A common strategy called “asset location” — not to be confused with asset allocation — places your highest-yielding, least tax-efficient assets in tax-advantaged accounts and your most tax-efficient assets in taxable accounts. For a growth/value portfolio, this often means:
- Taxable account: Growth ETFs (VUG, QQQ) and broad market index funds
- Tax-advantaged accounts (IRA, 401k, Roth): Value ETFs (VTV, VYM), REITs, and bond funds
This strategy can add 0.25–0.50% per year to your after-tax returns — a meaningful edge that compounds into tens of thousands of dollars over a lifetime.
Avoiding Common Mistakes
Several behavioral pitfalls specifically affect growth-vs-value allocation decisions:
Recency bias. The most dangerous cognitive error in investing. After a decade of growth outperformance (like the 2010s), investors tend to extrapolate that trend indefinitely and overweight growth. After a value rotation (like 2022), they chase value. The evidence consistently shows that the style that has recently outperformed is more likely to revert to the mean than to continue outperforming indefinitely. Maintain your target allocation and let rebalancing do the work.
Performance chasing. Related to recency bias, this involves moving money from underperforming holdings to whatever has recently outperformed. Studies show that investors who chase performance earn returns 1–3% lower per year than the funds they invest in, because they consistently buy high and sell low. This is the most expensive mistake in investing — not in terms of a single transaction, but in terms of the compound destruction it inflicts over decades.
Abandoning your plan during drawdowns. Growth stocks can fall 30–50% in a bear market. Value stocks can underperform for years at a stretch. If either scenario causes you to abandon your allocation strategy and sell, you lock in losses and miss the subsequent recovery. The best defense is to size your allocations so that even worst-case drawdowns are tolerable — and then stick to the plan.

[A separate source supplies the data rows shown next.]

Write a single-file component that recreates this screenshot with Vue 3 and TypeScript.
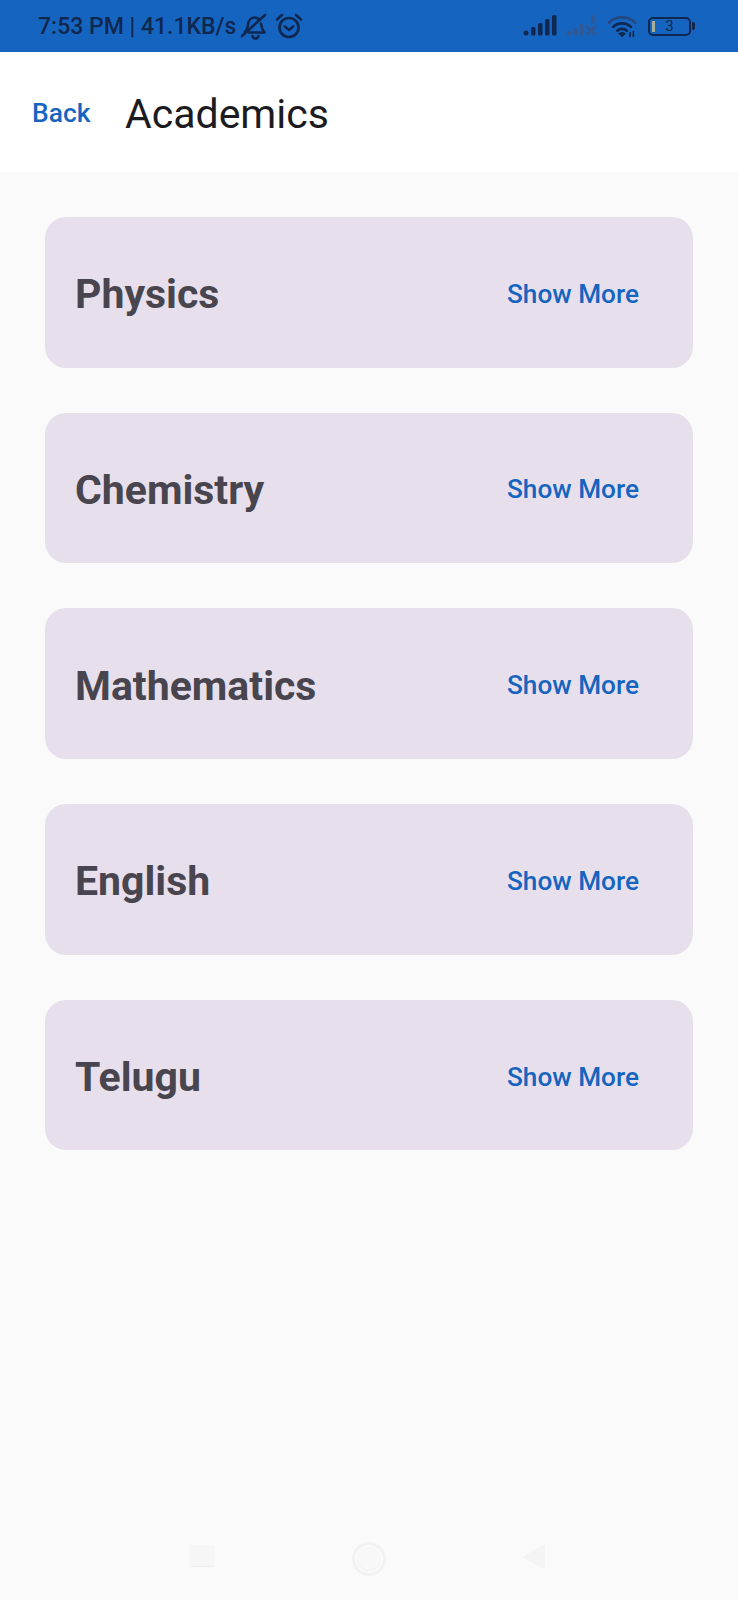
<script setup lang="ts">
const subjects: string[] = ['Physics', 'Chemistry', 'Mathematics', 'English', 'Telugu']
</script>

<template>
  <div class="screen">
    <div class="status">
      <div class="status-left">
        <span class="status-text">7:53 PM | 41.1KB/s</span>
        <svg class="ic-bell" width="28" height="28" viewBox="0 0 28 28" fill="none" stroke="#10274f" stroke-width="2.6" stroke-linecap="round" stroke-linejoin="round">
          <path d="M5 20c2-2 2.800-3.500 3-7 .3-4.500 3-7.500 6.500-7.500 2 0 3.500.8 4.600 2" />
          <path d="M21 11.500c.2 3.500 1.500 6.500 3.500 9H9" />
          <path d="M2 24 25 3" />
          <path d="M12.500 24c.5 1.600 1.500 2.500 3 2.500s2.500-.9 3-2.500" />
        </svg>
        <svg class="ic-alarm" width="28" height="28" viewBox="0 0 28 28" fill="none" stroke="#10274f" stroke-width="2.6" stroke-linecap="round" stroke-linejoin="round">
          <circle cx="14" cy="15.500" r="9.500" />
          <path d="M9.800 14.500 14 18l4.200-3.500" />
          <path d="M2 7.500 7 3" />
          <path d="M26 7.500 21 3" />
        </svg>
      </div>
      <div class="status-right">
        <svg width="34" height="22" viewBox="0 0 34 22" fill="#10274f">
          <circle cx="3" cy="18" r="2.500" />
          <rect x="8" y="12" width="4.500" height="8.500" rx="1.500" />
          <rect x="15" y="8" width="4.500" height="12.500" rx="1.500" />
          <rect x="22" y="4" width="4.500" height="16.500" rx="1.500" />
          <rect x="29" y="0" width="4.500" height="20.500" rx="1.500" />
        </svg>
        <svg width="32" height="22" viewBox="0 0 32 22" fill="#35578f">
          <circle cx="3" cy="18" r="2.300" />
          <rect x="8" y="13" width="3.500" height="7.500" rx="1.500" />
          <rect x="14" y="9" width="3.500" height="11.500" rx="1.500" />
          <rect x="25" y="0" width="3.500" height="8" rx="1.500" />
          <path d="m20 11 10 9m0-9-10 9" stroke="#35578f" stroke-width="2.500" fill="none" />
        </svg>
        <svg width="32" height="24" viewBox="0 0 34 24" fill="none" stroke="#10274f" stroke-width="2.800" stroke-linecap="round">
          <path d="M2 8.500C9.500 1 22.500 1 30 8.500" stroke="#25497f" />
          <path d="M6.500 13c5-5 14-5 19 0" />
          <path d="M11 17c2.800-2.500 7.200-2.500 10 0" />
          <path d="m12.500 20 3.500 3.500 3.500-3.500c-2-1.300-5-1.300-7 0Z" fill="#10274f" stroke-width="1" />
          <path d="M24.500 19v4M28 18v5" stroke-width="1.800" />
        </svg>
        <div class="battery">
          <span class="battery-fill"></span>
          <span class="battery-num">3</span>
        </div>
        <span class="battery-tip"></span>
      </div>
    </div>

    <header class="header">
      <span class="back">Back</span>
      <h1 class="title">Academics</h1>
    </header>

    <main class="list">
      <section v-for="s in subjects" :key="s" class="card">
        <span class="name">{{ s }}</span>
        <span class="more">Show More</span>
      </section>
    </main>

    <nav class="nav">
      <span class="nav-square"></span>
      <span class="nav-circle"><span class="nav-dot"></span></span>
      <span class="nav-tri"></span>
    </nav>
  </div>
</template>

<style>
html, body { margin: 0; background: #fafafa; }
</style>

<style scoped>
.screen {
  width: 738px;
  height: 1600px;
  background: #fafafa;
  display: flex;
  flex-direction: column;
  font-family: Roboto, "Liberation Sans", sans-serif;
  overflow: hidden;
}
.status {
  height: 52px;
  flex: none;
  background: #1565c0;
  display: flex;
  align-items: center;
  justify-content: space-between;
  padding: 0 43px 0 38px;
  box-sizing: border-box;
}
.status-left { display: flex; align-items: center; gap: 4px; }
.status-text { font-size: 23px; color: #10274f; font-weight: 500; }
.ic-alarm { margin-left: 3px; }
.status-right { display: flex; align-items: center; gap: 9px; }
.battery {
  width: 39px;
  height: 15px;
  border: 2.500px solid #10274f;
  border-radius: 5px;
  margin-left: 0;
  display: flex;
  align-items: center;
  justify-content: center;
  position: relative;
}
.battery-fill {
  position: absolute;
  left: 2px;
  top: 2px;
  bottom: 2px;
  width: 3px;
  background: #a9ad9a;
}
.battery-num { font-size: 15px; color: #10274f; line-height: 1; }
.battery-tip {
  width: 3px;
  height: 8px;
  background: #10274f;
  border-radius: 0 2px 2px 0;
  margin-left: -8px;
}
.header {
  height: 120px;
  flex: none;
  background: #fff;
  display: flex;
  align-items: center;
  padding: 2px 0 0 32px;
  box-sizing: border-box;
}
.back { font-size: 26.400px; font-weight: 500; color: #1565c0; width: 93px; }
.title { margin: 0; font-size: 41px; font-weight: 400; color: #1c1b1f; padding-top: 2px; }
.list {
  flex: 1;
  padding: 45px 45px 0;
  display: flex;
  flex-direction: column;
  gap: 45.200px;
}
.card {
  height: 150.500px;
  flex: none;
  background: #e7e0ec;
  border-radius: 21px;
  display: flex;
  align-items: center;
  justify-content: space-between;
  padding: 4px 54px 0 30px;
  box-sizing: border-box;
}
.name { font-size: 41px; font-weight: 700; color: #49454f; }
.more { font-size: 26.200px; font-weight: 500; color: #1565c0; padding-bottom: 1px; }
.nav {
  height: 75px;
  flex: none;
  display: flex;
  align-items: flex-start;
  padding-left: 190px;
}
.nav-square {
  width: 24px;
  height: 21px;
  margin: 20px 138px 0 0;
  background: #f6f6f6;
  box-shadow: 0 1px 1px #eeeeee;
}
.nav-circle {
  width: 28px;
  height: 28px;
  margin: 17px 136px 0 0;
  border: 3px solid #f2f2f2;
  border-radius: 50%;
  display: flex;
  align-items: center;
  justify-content: center;
}
.nav-dot { width: 24px; height: 24px; border-radius: 50%; background: #f8f8f8; border-bottom: 1px solid #eeeeee; box-sizing: border-box; }
.nav-tri {
  width: 0;
  height: 0;
  margin-top: 19px;
  border-top: 13px solid transparent;
  border-bottom: 13px solid transparent;
  border-right: 23px solid #f4f4f4;
}
</style>
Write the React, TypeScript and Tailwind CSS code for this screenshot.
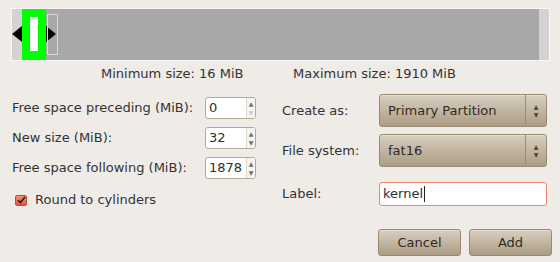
import React from 'react';

function SpinBox({ value, downDisabled }: { value: string; downDisabled?: boolean }) {
  return (
    <div className="flex h-[22px] w-[51px] overflow-hidden rounded-[3px] border border-[#b5a994] bg-white">
      <div className="flex flex-1 items-center pl-[3px] text-[#2e2e2e]">{value}</div>
      <div className="flex w-[9px] flex-col items-center justify-center gap-[3px] border-l border-[#ddd7cf] bg-[#f7f5f2] text-[6px] leading-none">
        <span className="text-[#6e6e6e]">▲</span>
        <span className={downDisabled ? 'text-[#cfcac2]' : 'text-[#6e6e6e]'}>▼</span>
      </div>
    </div>
  );
}

function Combo({ value }: { value: string }) {
  return (
    <div className="flex h-[33px] w-[168px] rounded-[3px] border border-[#998a73] bg-gradient-to-b from-[#d9cfc0] to-[#ab9c84] text-[#2f2a22] shadow-[inset_0_1px_0_#e6ded2]">
      <div className="flex flex-1 items-center pl-[8px]">{value}</div>
      <div className="flex w-[21px] flex-col items-center justify-center gap-[2px] border-l border-[#9a8b74] text-[6px] leading-none text-[#4a4236]">
        <span>▲</span>
        <span>▼</span>
      </div>
    </div>
  );
}

export default function App() {
  return (
    <div
      className="h-[262px] w-[560px] overflow-hidden bg-[#efebe7] text-[13px] leading-[16px] text-[#333333]"
      style={{ fontFamily: '"DejaVu Sans", sans-serif' }}
    >
      {/* Partition bar */}
      <div className="ml-[11px] mt-[8px] h-[53px] w-[539px] border border-[#f9f7f4]">
        <div className="relative flex h-full">
          <div className="w-[10px] bg-[#d3d3d3]" />
          <div className="relative w-[24px] bg-[#00ff00]">
            <div className="absolute left-[8px] top-[8px] h-[34px] w-[8px] bg-white" />
          </div>
          <div className="flex-1 bg-[#a8a8a8]" />
          <div className="w-[10px] bg-[#d3d3d3]" />
          {/* handles */}
          <div className="absolute left-[0px] top-[17px] h-0 w-0 border-y-[8px] border-r-[10px] border-y-transparent border-r-black" />
          <div className="absolute left-[34px] top-[17px] h-0 w-0 border-y-[8px] border-l-[10px] border-y-transparent border-l-black" />
          <div className="absolute left-[35px] top-[5px] h-[41px] w-[11px] border border-[#d8d8d8]" />
        </div>
      </div>

      {/* Size limits */}
      <div className="mt-[5px] flex pl-[101px]">
        <span className="w-[192px]">Minimum size: 16 MiB</span>
        <span>Maximum size: 1910 MiB</span>
      </div>

      {/* Form */}
      <div className="mt-[12px] flex">
        <div className="w-[270px] pl-[12px] pt-[3px]">
          <div className="flex h-[22px] items-center">
            <span className="w-[193px]">Free space preceding (MiB):</span>
            <SpinBox value="0" downDisabled />
          </div>
          <div className="mt-[8px] flex h-[22px] items-center">
            <span className="w-[193px]">New size (MiB):</span>
            <SpinBox value="32" />
          </div>
          <div className="mt-[8px] flex h-[22px] items-center">
            <span className="w-[193px]">Free space following (MiB):</span>
            <SpinBox value="1878" />
          </div>
          <label className="mt-[13px] flex h-[16px] items-center pl-[3px]">
            <span className="flex h-[11px] w-[12px] items-center justify-center rounded-[2px] border border-[#b2523d] bg-gradient-to-b from-[#f48f74] to-[#db5a40]">
              <svg width="9" height="8" viewBox="0 0 9 8">
                <path d="M1 4.2 L3.4 6.6 L8 1" fill="none" stroke="#2b1a14" strokeWidth="1.6" />
              </svg>
            </span>
            <span className="ml-[8px]">Round to cylinders</span>
          </label>
        </div>

        <div className="pl-[12px]">
          <div className="flex items-center">
            <span className="w-[97px]">Create as:</span>
            <Combo value="Primary Partition" />
          </div>
          <div className="mt-[7px] flex items-center">
            <span className="w-[97px]">File system:</span>
            <Combo value="fat16" />
          </div>
          <div className="mt-[15px] flex items-center">
            <span className="w-[97px]">Label:</span>
            <div className="flex h-[24px] w-[168px] items-center rounded-[3px] border border-[#e8876c] bg-white pl-[3px] text-[#2e2e2e]">
              kernel
              <span className="ml-[1px] h-[16px] w-px bg-[#222]" />
            </div>
          </div>
        </div>
      </div>

      {/* Buttons */}
      <div className="mt-[21px] flex justify-end gap-[8px] pr-[8px]">
        <button className="h-[27px] w-[83px] rounded-[3px] border border-[#998a73] bg-gradient-to-b from-[#d9cfc0] to-[#ab9c84] text-[#2f2a22] shadow-[inset_0_1px_0_#e6ded2]">
          Cancel
        </button>
        <button className="h-[27px] w-[83px] rounded-[3px] border border-[#998a73] bg-gradient-to-b from-[#d9cfc0] to-[#ab9c84] text-[#2f2a22] shadow-[inset_0_1px_0_#e6ded2]">
          Add
        </button>
      </div>
    </div>
  );
}
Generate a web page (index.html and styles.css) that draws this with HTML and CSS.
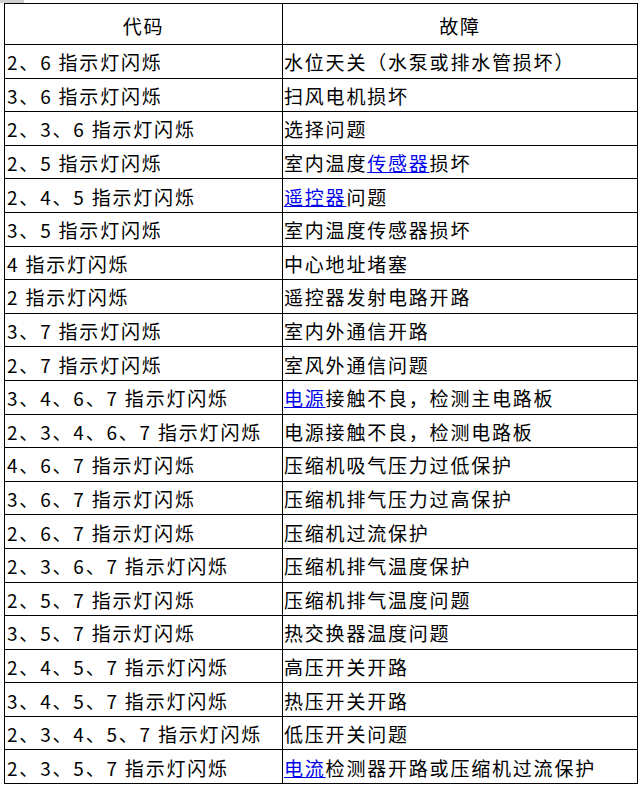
FILE: index.html
```html
<!DOCTYPE html>
<html lang="zh-CN">
<head>
<meta charset="utf-8">
<title>故障代码</title>
<link rel="stylesheet" href="styles.css">
</head>
<body>
<div class="tab-mark"></div>
<table class="fault-table">
  <colgroup><col class="col-code"><col class="col-fault"></colgroup>
  <thead>
    <tr><th>代码</th><th>故障</th></tr>
  </thead>
  <tbody>
    <tr><td>2、6 指示灯闪烁</td><td>水位天关（水泵或排水管损坏）</td></tr>
    <tr><td>3、6 指示灯闪烁</td><td>扫风电机损坏</td></tr>
    <tr><td>2、3、6 指示灯闪烁</td><td>选择问题</td></tr>
    <tr><td>2、5 指示灯闪烁</td><td>室内温度<a href="#">传感器</a>损坏</td></tr>
    <tr><td>2、4、5 指示灯闪烁</td><td><a href="#">遥控器</a>问题</td></tr>
    <tr><td>3、5 指示灯闪烁</td><td>室内温度传感器损坏</td></tr>
    <tr><td>4 指示灯闪烁</td><td>中心地址堵塞</td></tr>
    <tr><td>2 指示灯闪烁</td><td>遥控器发射电路开路</td></tr>
    <tr><td>3、7 指示灯闪烁</td><td>室内外通信开路</td></tr>
    <tr><td>2、7 指示灯闪烁</td><td>室风外通信问题</td></tr>
    <tr><td>3、4、6、7 指示灯闪烁</td><td><a href="#">电源</a>接触不良，检测主电路板</td></tr>
    <tr><td>2、3、4、6、7 指示灯闪烁</td><td>电源接触不良，检测电路板</td></tr>
    <tr><td>4、6、7 指示灯闪烁</td><td>压缩机吸气压力过低保护</td></tr>
    <tr><td>3、6、7 指示灯闪烁</td><td>压缩机排气压力过高保护</td></tr>
    <tr><td>2、6、7 指示灯闪烁</td><td>压缩机过流保护</td></tr>
    <tr><td>2、3、6、7 指示灯闪烁</td><td>压缩机排气温度保护</td></tr>
    <tr><td>2、5、7 指示灯闪烁</td><td>压缩机排气温度问题</td></tr>
    <tr><td>3、5、7 指示灯闪烁</td><td>热交换器温度问题</td></tr>
    <tr><td>2、4、5、7 指示灯闪烁</td><td>高压开关开路</td></tr>
    <tr><td>3、4、5、7 指示灯闪烁</td><td>热压开关开路</td></tr>
    <tr><td>2、3、4、5、7 指示灯闪烁</td><td>低压开关问题</td></tr>
    <tr><td>2、3、5、7 指示灯闪烁</td><td><a href="#">电流</a>检测器开路或压缩机过流保护</td></tr>
  </tbody>
</table>
</body>
</html>
```

FILE: styles.css
```css
html, body {
  margin: 0;
  padding: 0;
  background: #fff;
}
body {
  font-family: "Noto Sans CJK SC", "Noto Sans", sans-serif;
  color: #000;
}
.tab-mark {
  width: 24px;
  height: 3px;
  background: #cfcfcf;
}
.fault-table {
  margin-left: 4px;
  border-collapse: collapse;
  table-layout: fixed;
  width: 633px;
  font-size: 19px;
  letter-spacing: 1.8px;
  line-height: 1;
}
.col-code { width: 278px; }
.col-fault { width: 355px; }
.fault-table th,
.fault-table td {
  border: 1px solid #000;
  padding: 0 2px;
  vertical-align: middle;
  white-space: nowrap;
  overflow: hidden;
}
.fault-table th {
  height: 37px;
  padding-top: 3px;
  font-weight: normal;
  text-align: center;
}
.fault-table td {
  height: 31.6px;
  padding-top: 1px;
  text-align: left;
}
.fault-table td + td {
  padding-left: 1px;
}
.fault-table a {
  color: #0000ee;
  text-decoration: underline;
}
```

Neglecting international diversification. This article focuses on U.S. growth and value stocks, but international markets — particularly emerging markets and developed non-U.S. markets — offer additional diversification. International value stocks have historically provided even stronger value premiums than U.S. value stocks. A 10–20% allocation to international equities (via funds like VXUS or IXUS) adds geographic diversification that can reduce portfolio risk without sacrificing expected returns.
Conclusion
The growth-versus-value debate is not a question with a single correct answer — it is a spectrum, and the best investors recognize the merits of both approaches. Growth investing offers the thrill of participating in innovation and the potential for outsized returns, but demands tolerance for high valuations and stomach-churning volatility. Value investing offers the discipline of buying at a discount and the comfort of dividends, but requires patience during prolonged periods of underperformance and the analytical skill to avoid value traps.
The historical record is clear: both styles have delivered excellent long-term returns, but they tend to outperform at different points in the economic cycle. Trying to perfectly time rotations between them is a fool’s errand for most investors. Instead, the evidence-based approach is to maintain a blended allocation that matches your age, risk tolerance, and financial goals — and then rebalance systematically rather than reactively.
Here are the core principles to take away:
- Younger investors can afford to tilt more heavily toward growth, capturing the compounding benefits of high-return assets over long time horizons.
- Mid-career investors should maintain a balanced blend, capturing growth upside while building an income-generating value base.
- Pre-retirees and retirees should shift toward value for its dividends, lower volatility, and capital preservation characteristics — while keeping enough growth exposure to fight inflation.
- Low-cost ETFs like VUG, VTV, SCHG, and SCHV make it trivially easy and cheap to implement any blend.
- Rebalance regularly to maintain your target allocation, preferably through cash-flow direction rather than selling.
- Practice asset location — put growth in taxable accounts and value (with its higher dividends) in tax-advantaged accounts for maximum tax efficiency.
The real enemy is not choosing the “wrong” style. It is abandoning your strategy when markets inevitably move against you. Build a portfolio you can stick with through good times and bad, automate what you can, and let time and compounding do the heavy lifting. That is how lasting wealth is built.
References
- Fama, E. F., & French, K. R. (1992). “The Cross-Section of Expected Stock Returns.” The Journal of Finance, 47(2), 427–465.
- Graham, B. (1949). The Intelligent Investor. Harper & Brothers.
- Fisher, P. A. (1958). Common Stocks and Uncommon Profits. Harper & Brothers.
- Lynch, P. (1989). One Up on Wall Street. Simon & Schuster.
- Greenblatt, J. (2005). The Little Book That Beats the Market. John Wiley & Sons.
- Vanguard Research. (2019). “Best practices for portfolio rebalancing.” Vanguard Group.
- Morningstar. (2025). “Growth vs. Value: Historical Style Performance Analysis.”
- S&P Dow Jones Indices. (2025). S&P 500 Growth Index and S&P 500 Value Index Factsheets.
- Russell Investments. (2025). Russell 1000 Growth and Russell 1000 Value Index Performance Reports.
- Dimensional Fund Advisors. (2024). “The Value Premium: A Historical Perspective.” DFA Research.